Nous Haïtiens, nous avons aussi le droit de chercher des horizons plus cléments. Les politiques odieuses et inamicales de la République dominicaine appellent à un réveil national, à une redéfinition de nos alliances. L’heure est venue pour Haïti de diversifier ses relations économiques et de tisser de nouveaux liens avec des nations qui valorisent la réciprocité et la coopération mutuelle.

De nombreux pays dans la région et au-delà partagent des valeurs de respect de la souveraineté et de coopération. Ces nations peuvent se révéler des partenaires fiables pour Haïti, apportant un soutien mutuel dans des domaines cruciaux tels que le commerce, l’éducation, et la santé.

Ce qui est sûr, c’est que la récente crise frontalière est un rappel poignant de la nécessité pour Haïti de prendre en main son destin.
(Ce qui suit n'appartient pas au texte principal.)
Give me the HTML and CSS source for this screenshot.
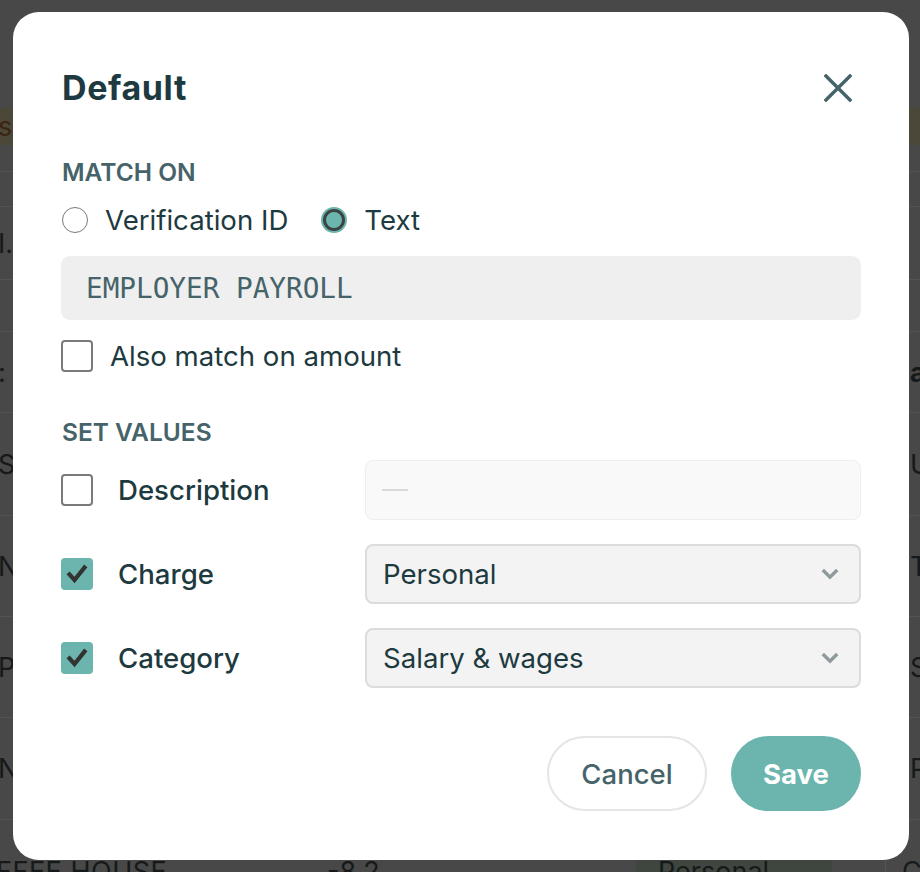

En tant que nation, nous avons le devoir de chercher des partenaires qui respectent notre souveraineté et notre dignité. Heureusement que nos dirigeants, connus pour leur rapacité et leur incompétence, n’ont cette fois-ci pas osé vendre le pays.

S’il fallait sonder l’opinion de la rue haïtienne, il semble être clair et net : nous devons tourner la page dominicaine pour de bon!